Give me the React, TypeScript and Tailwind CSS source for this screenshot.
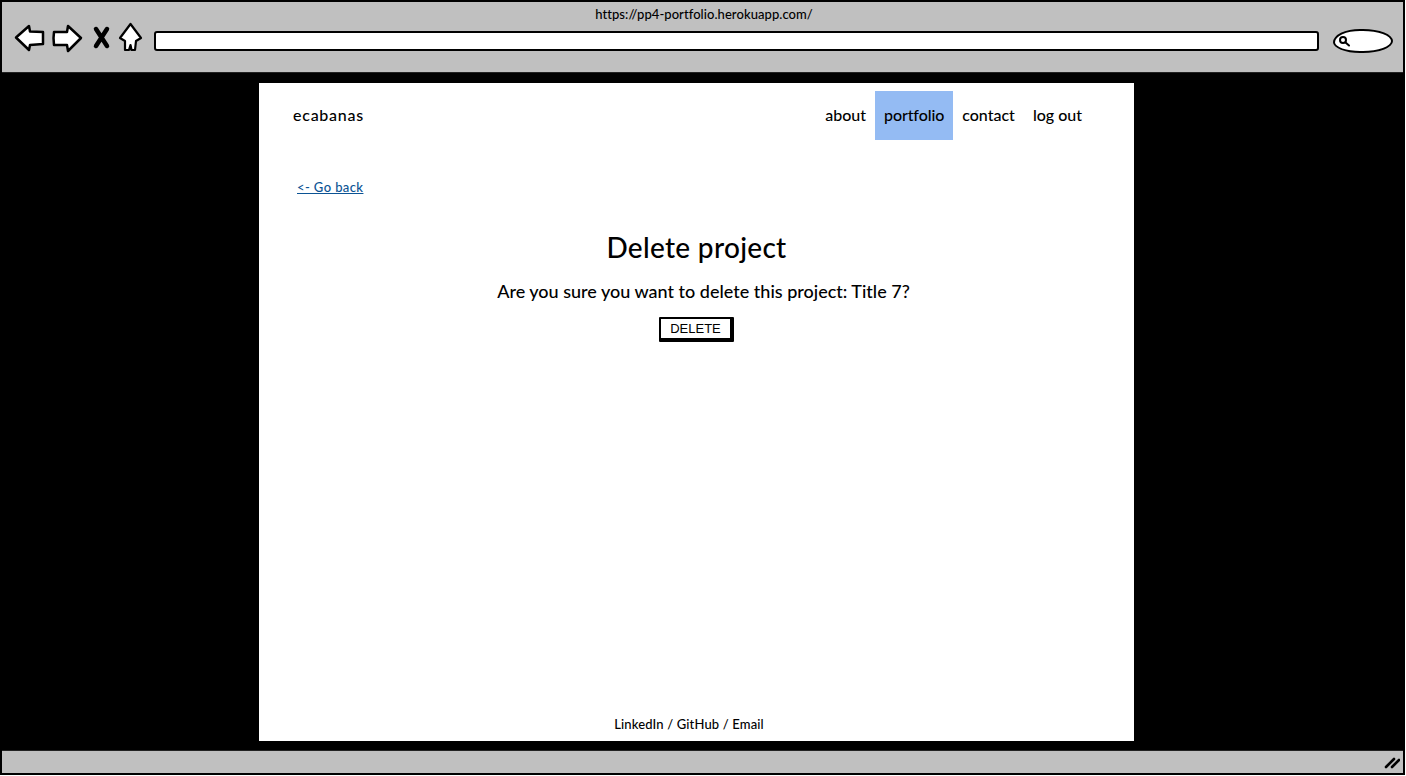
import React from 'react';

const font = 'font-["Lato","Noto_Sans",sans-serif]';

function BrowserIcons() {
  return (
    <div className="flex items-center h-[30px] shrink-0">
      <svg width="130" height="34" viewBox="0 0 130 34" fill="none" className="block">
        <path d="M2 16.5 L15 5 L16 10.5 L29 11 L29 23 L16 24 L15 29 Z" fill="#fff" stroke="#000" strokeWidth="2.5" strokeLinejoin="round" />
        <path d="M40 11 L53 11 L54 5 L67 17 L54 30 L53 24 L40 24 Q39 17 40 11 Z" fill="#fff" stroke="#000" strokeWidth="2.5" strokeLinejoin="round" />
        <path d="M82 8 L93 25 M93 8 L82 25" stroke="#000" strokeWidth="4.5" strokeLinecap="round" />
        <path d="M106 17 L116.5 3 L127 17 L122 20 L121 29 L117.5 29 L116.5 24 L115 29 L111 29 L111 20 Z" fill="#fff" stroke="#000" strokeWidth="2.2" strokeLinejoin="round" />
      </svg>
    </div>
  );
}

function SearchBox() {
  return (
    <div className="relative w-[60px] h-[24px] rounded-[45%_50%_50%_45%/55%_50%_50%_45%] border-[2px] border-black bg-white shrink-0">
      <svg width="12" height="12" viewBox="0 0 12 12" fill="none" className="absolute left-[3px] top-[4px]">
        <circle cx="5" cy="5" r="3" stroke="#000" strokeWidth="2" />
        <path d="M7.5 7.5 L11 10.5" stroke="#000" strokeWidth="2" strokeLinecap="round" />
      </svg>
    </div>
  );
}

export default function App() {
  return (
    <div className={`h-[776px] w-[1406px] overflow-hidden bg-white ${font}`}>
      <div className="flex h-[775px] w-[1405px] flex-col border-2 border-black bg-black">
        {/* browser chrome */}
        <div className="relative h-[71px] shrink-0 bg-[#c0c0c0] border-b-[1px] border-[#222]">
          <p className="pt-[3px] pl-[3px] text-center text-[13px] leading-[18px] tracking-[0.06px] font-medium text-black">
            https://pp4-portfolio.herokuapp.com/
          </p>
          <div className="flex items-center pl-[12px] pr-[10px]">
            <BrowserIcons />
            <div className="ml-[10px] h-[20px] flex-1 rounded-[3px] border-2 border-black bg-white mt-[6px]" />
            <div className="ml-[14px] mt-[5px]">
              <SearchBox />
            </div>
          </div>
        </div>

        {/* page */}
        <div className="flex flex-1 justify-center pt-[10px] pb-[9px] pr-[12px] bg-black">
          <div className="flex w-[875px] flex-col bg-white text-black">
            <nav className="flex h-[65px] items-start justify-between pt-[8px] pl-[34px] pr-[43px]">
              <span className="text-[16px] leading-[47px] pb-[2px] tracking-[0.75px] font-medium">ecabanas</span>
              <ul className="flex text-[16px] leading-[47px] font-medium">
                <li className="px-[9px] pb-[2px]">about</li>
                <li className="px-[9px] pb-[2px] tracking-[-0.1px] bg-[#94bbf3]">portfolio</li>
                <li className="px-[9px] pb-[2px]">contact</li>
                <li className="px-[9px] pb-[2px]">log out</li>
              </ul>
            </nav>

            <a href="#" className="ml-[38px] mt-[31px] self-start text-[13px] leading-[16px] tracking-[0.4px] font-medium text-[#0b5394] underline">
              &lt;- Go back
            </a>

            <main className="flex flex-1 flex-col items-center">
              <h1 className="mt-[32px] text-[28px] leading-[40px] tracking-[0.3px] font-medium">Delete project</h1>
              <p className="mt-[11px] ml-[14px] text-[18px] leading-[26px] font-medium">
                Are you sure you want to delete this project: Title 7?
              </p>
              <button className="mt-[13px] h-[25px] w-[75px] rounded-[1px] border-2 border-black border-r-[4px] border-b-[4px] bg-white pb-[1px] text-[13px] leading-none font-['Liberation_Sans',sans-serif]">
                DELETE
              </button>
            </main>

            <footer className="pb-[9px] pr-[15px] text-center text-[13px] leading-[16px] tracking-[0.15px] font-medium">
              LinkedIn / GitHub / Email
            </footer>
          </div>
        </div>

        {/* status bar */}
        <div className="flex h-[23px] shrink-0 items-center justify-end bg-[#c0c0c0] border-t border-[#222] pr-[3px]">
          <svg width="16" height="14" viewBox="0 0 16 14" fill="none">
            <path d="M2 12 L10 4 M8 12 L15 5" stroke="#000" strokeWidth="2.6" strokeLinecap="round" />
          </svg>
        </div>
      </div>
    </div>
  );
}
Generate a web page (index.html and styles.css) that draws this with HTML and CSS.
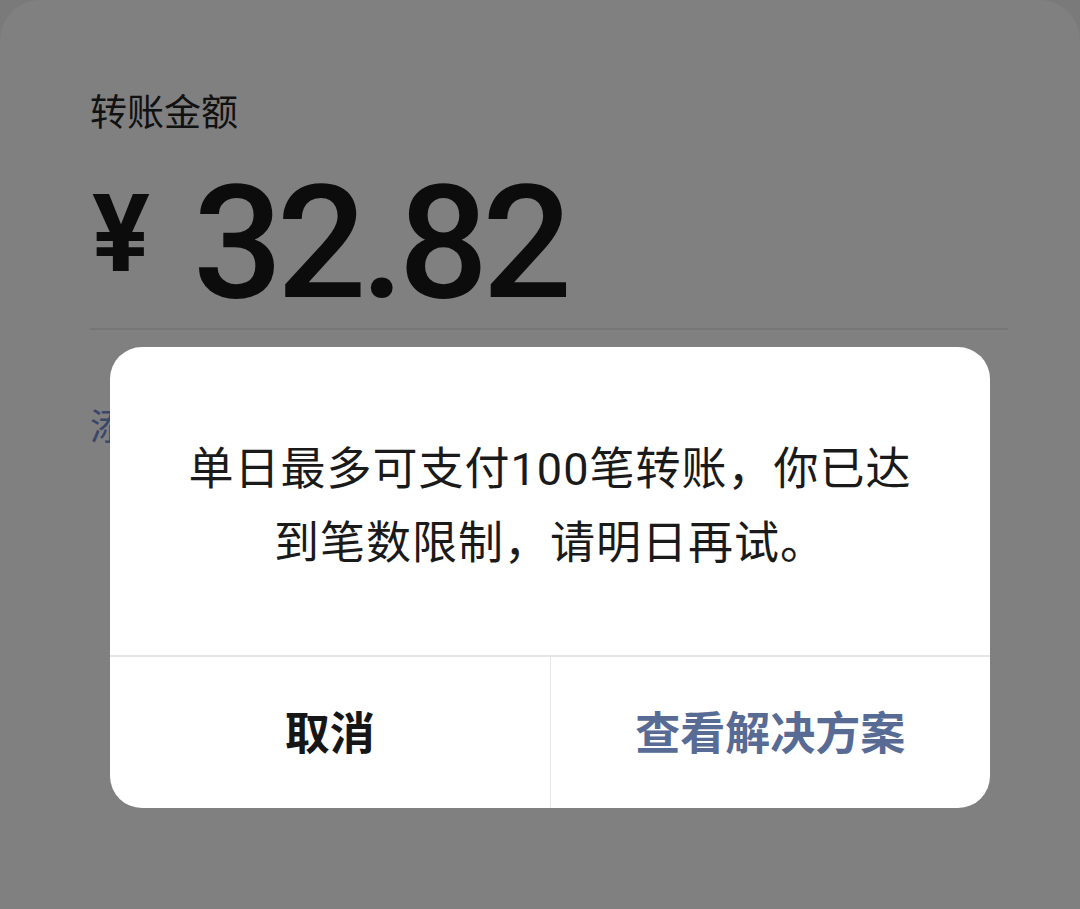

__________

**Task to complete:** The entries above are to be returned exactly, without their pictures.

**Finished task:**
Give me the React, TypeScript and Tailwind CSS source for this screenshot.
import React from 'react';

const font = 'font-["Lato","Noto_Sans",sans-serif]';

function BrowserIcons() {
  return (
    <div className="flex items-center h-[30px] shrink-0">
      <svg width="130" height="34" viewBox="0 0 130 34" fill="none" className="block">
        <path d="M2 16.5 L15 5 L16 10.5 L29 11 L29 23 L16 24 L15 29 Z" fill="#fff" stroke="#000" strokeWidth="2.5" strokeLinejoin="round" />
        <path d="M40 11 L53 11 L54 5 L67 17 L54 30 L53 24 L40 24 Q39 17 40 11 Z" fill="#fff" stroke="#000" strokeWidth="2.5" strokeLinejoin="round" />
        <path d="M82 8 L93 25 M93 8 L82 25" stroke="#000" strokeWidth="4.5" strokeLinecap="round" />
        <path d="M106 17 L116.5 3 L127 17 L122 20 L121 29 L117.5 29 L116.5 24 L115 29 L111 29 L111 20 Z" fill="#fff" stroke="#000" strokeWidth="2.2" strokeLinejoin="round" />
      </svg>
    </div>
  );
}

function SearchBox() {
  return (
    <div className="relative w-[60px] h-[24px] rounded-[45%_50%_50%_45%/55%_50%_50%_45%] border-[2px] border-black bg-white shrink-0">
      <svg width="12" height="12" viewBox="0 0 12 12" fill="none" className="absolute left-[3px] top-[4px]">
        <circle cx="5" cy="5" r="3" stroke="#000" strokeWidth="2" />
        <path d="M7.5 7.5 L11 10.5" stroke="#000" strokeWidth="2" strokeLinecap="round" />
      </svg>
    </div>
  );
}

export default function App() {
  return (
    <div className={`h-[776px] w-[1406px] overflow-hidden bg-white ${font}`}>
      <div className="flex h-[775px] w-[1405px] flex-col border-2 border-black bg-black">
        {/* browser chrome */}
        <div className="relative h-[71px] shrink-0 bg-[#c0c0c0] border-b-[1px] border-[#222]">
          <p className="pt-[3px] pl-[3px] text-center text-[13px] leading-[18px] tracking-[0.06px] font-medium text-black">
            https://pp4-portfolio.herokuapp.com/
          </p>
          <div className="flex items-center pl-[12px] pr-[10px]">
            <BrowserIcons />
            <div className="ml-[10px] h-[20px] flex-1 rounded-[3px] border-2 border-black bg-white mt-[6px]" />
            <div className="ml-[14px] mt-[5px]">
              <SearchBox />
            </div>
          </div>
        </div>

        {/* page */}
        <div className="flex flex-1 justify-center pt-[10px] pb-[9px] pr-[12px] bg-black">
          <div className="flex w-[875px] flex-col bg-white text-black">
            <nav className="flex h-[65px] items-start justify-between pt-[8px] pl-[34px] pr-[43px]">
              <span className="text-[16px] leading-[47px] pb-[2px] tracking-[0.75px] font-medium">ecabanas</span>
              <ul className="flex text-[16px] leading-[47px] font-medium">
                <li className="px-[9px] pb-[2px]">about</li>
                <li className="px-[9px] pb-[2px] tracking-[-0.1px] bg-[#94bbf3]">portfolio</li>
                <li className="px-[9px] pb-[2px]">contact</li>
                <li className="px-[9px] pb-[2px]">log out</li>
              </ul>
            </nav>

            <a href="#" className="ml-[38px] mt-[31px] self-start text-[13px] leading-[16px] tracking-[0.4px] font-medium text-[#0b5394] underline">
              &lt;- Go back
            </a>

            <main className="flex flex-1 flex-col items-center">
              <h1 className="mt-[32px] text-[28px] leading-[40px] tracking-[0.3px] font-medium">Delete project</h1>
              <p className="mt-[11px] ml-[14px] text-[18px] leading-[26px] font-medium">
                Are you sure you want to delete this project: Title 7?
              </p>
              <button className="mt-[13px] h-[25px] w-[75px] rounded-[1px] border-2 border-black border-r-[4px] border-b-[4px] bg-white pb-[1px] text-[13px] leading-none font-['Liberation_Sans',sans-serif]">
                DELETE
              </button>
            </main>

            <footer className="pb-[9px] pr-[15px] text-center text-[13px] leading-[16px] tracking-[0.15px] font-medium">
              LinkedIn / GitHub / Email
            </footer>
          </div>
        </div>

        {/* status bar */}
        <div className="flex h-[23px] shrink-0 items-center justify-end bg-[#c0c0c0] border-t border-[#222] pr-[3px]">
          <svg width="16" height="14" viewBox="0 0 16 14" fill="none">
            <path d="M2 12 L10 4 M8 12 L15 5" stroke="#000" strokeWidth="2.6" strokeLinecap="round" />
          </svg>
        </div>
      </div>
    </div>
  );
}
Generate a web page (index.html and styles.css) that draws this with HTML and CSS.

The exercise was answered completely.